Gelelim filmin bir diğer sıkıntısı olan karton karakterlerine… Hiçbir karakteri yeterince tanıyamamamız bir kenara, karakterlerin birbirleri ile olan ilişkilerine de bir türlü vâkıf olamıyoruz. Mesela kadının kocası ile olan ilişkisine filmde neredeyse hiç yer ayrılmamış. Ayrıca kadının oğlu ile arasındaki ilişkiye dair bir şey bildiğimiz de pek söylenemez. Dolayısıyla oğulun annesine olan bu tutkusunu da anlamakta güçlük çekiyoruz. Öte yandan çok fazla insan hikâyeye dâhil oluyor. Ama hepsi bir görünüp bir kaybolurken filme bir katkı da bulunmuyorlar. İnsan ilişkileri üzerine bir filmde, karakterlerin ve karakterlerin birbirleri ile olan ilişkilerinin bu kadar sığ biçimde işlenmiş olması da hayli ironik kaçıyor.
Ama bence filmin en rahatsız edici sorunu, korkutma üslubundan kaynaklanıyor. Yönetmen Blackburn, çerçevede ani hareketler ve tiz ses efektleri gibi ilkel tetikleyicilerden medet ummak dışında bir türlü korku dolu anlar yaratamıyor. Üstelik bu sahneler, hikâyeye hiçbir şekilde hizmet etmeyen, sırf seyirciyi tedirgin edip koltuğunda kıpırdanmasını sağlamak için koyuldukları için etkileri çabucak geçiyor ve unutuluyorlar. Zaten filmin şaşırtmak, ani korkulara sebep olmak ve görece mutlu son ile katharsis yaşatmak dışında bir amacı da yokmuş gibi gözüküyor.
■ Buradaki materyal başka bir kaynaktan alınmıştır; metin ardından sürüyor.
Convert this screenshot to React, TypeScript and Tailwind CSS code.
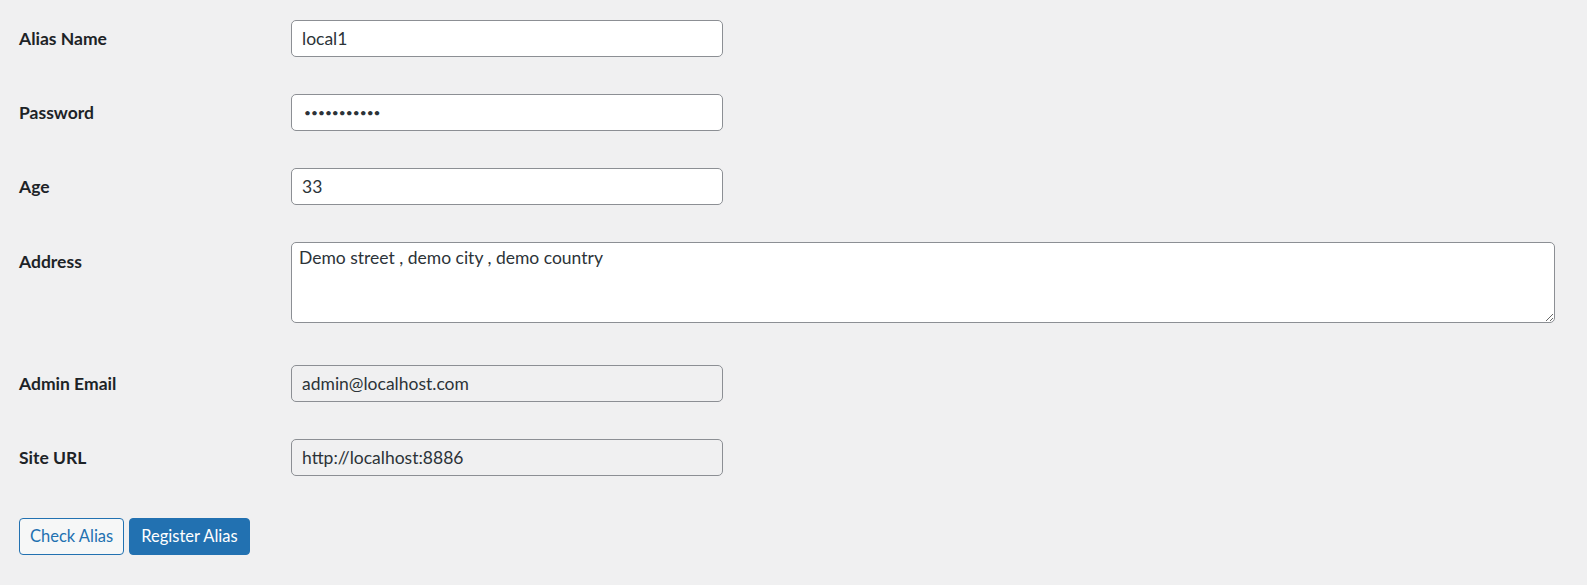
import { useState } from "react";

const font = { fontFamily: "Lato, 'Noto Sans', sans-serif" };

export default function App() {
  const [alias, setAlias] = useState("local1");
  const [pass, setPass] = useState("demopasswd1");
  const [age, setAge] = useState("33");
  const [addr, setAddr] = useState("Demo street , demo city , demo country");

  const boxCls = "w-[432px] h-[37px] rounded-[5px] text-[#2c3338] border border-[#8c8f94] outline-none";
  const inputCls = `${boxCls} px-[10px] bg-white text-[17.5px]`;
  const passCls = `${boxCls} px-[12px] bg-white text-[12px]`;
  const roCls = `${boxCls} px-[10px] bg-[#f0f0f1] text-[17.5px]`;
  const labelCls = "pt-[7px] text-[17.5px] leading-[23px] font-bold text-[#1d2327]";

  return (
    <div className="min-h-screen bg-[#f0f0f1] pl-[19px] pt-[1.5px]" style={font}>
      <div className="grid grid-cols-[272px_1fr] pr-[32px]">
        <div className="py-[18.5px]"><div className={labelCls}>Alias Name</div></div>
        <div className="py-[18.5px]">
          <input className={inputCls} value={alias} onChange={e=>setAlias(e.target.value)} />
        </div>

        <div className="py-[18.5px]"><div className={labelCls}>Password</div></div>
        <div className="py-[18.5px]">
          <input type="password" className={passCls} value={pass} onChange={e=>setPass(e.target.value)} />
        </div>

        <div className="py-[18.5px]"><div className={labelCls}>Age</div></div>
        <div className="py-[18.5px]">
          <input className={inputCls} value={age} onChange={e=>setAge(e.target.value)} />
        </div>

        <div className="py-[18.5px]"><div className="pt-[8px] text-[17.5px] leading-[23px] font-bold text-[#1d2327]">Address</div></div>
        <div className="pt-[18.5px] pb-[23.5px]">
          <textarea
            className="block w-full h-[81px] px-[7px] py-[3px] rounded-[5px] bg-white text-[#2c3338] border border-[#8c8f94] text-[17.5px] leading-[23px] outline-none"
            value={addr}
            onChange={e=>setAddr(e.target.value)}
          />
        </div>

        <div className="py-[18.5px]"><div className={labelCls}>Admin Email</div></div>
        <div className="py-[18.5px]">
          <input className={roCls} value="admin@localhost.com" readOnly />
        </div>

        <div className="py-[18.5px]"><div className={labelCls}>Site URL</div></div>
        <div className="py-[18.5px]">
          <input className={roCls} value="http://localhost:8886" readOnly />
        </div>
      </div>

      <div className="flex gap-[5px] mt-[23.5px]">
        <button className="h-[37px] px-[10px] rounded-[4px] border border-[#2271b1] bg-[#f6f7f7] text-[#2271b1] text-[16.5px]">
          Check Alias
        </button>
        <button className="h-[37px] px-[11px] rounded-[4px] border border-[#2271b1] bg-[#2271b1] text-white text-[16.5px]">
          Register Alias
        </button>
      </div>
    </div>
  );
}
Ama bizi şaşırtmak uğruna, inandırıcılığa zarar veren kararlar alındığının ve mantıksal boşlukları doldurmak için hiç uğraşılmadığının altını da çizmemiz gerekiyor.
Sözü fazla uzatmayalım, “Shut In” kafası karışık bir korku filmi denemesi olmaktan öteye gidemiyor. Bol bol kullanılan gece çekimlerinin başarısı dışında filme görünen bir katkısı olmayan yönetmen Blackburn ve ilk senaryosunda bütün parlak fikirlerini kâğıda dökmeye çalışırken afallayan senarist Hodson ikilisinin birlikteliği maalesef olumlu sonuç vermiyor.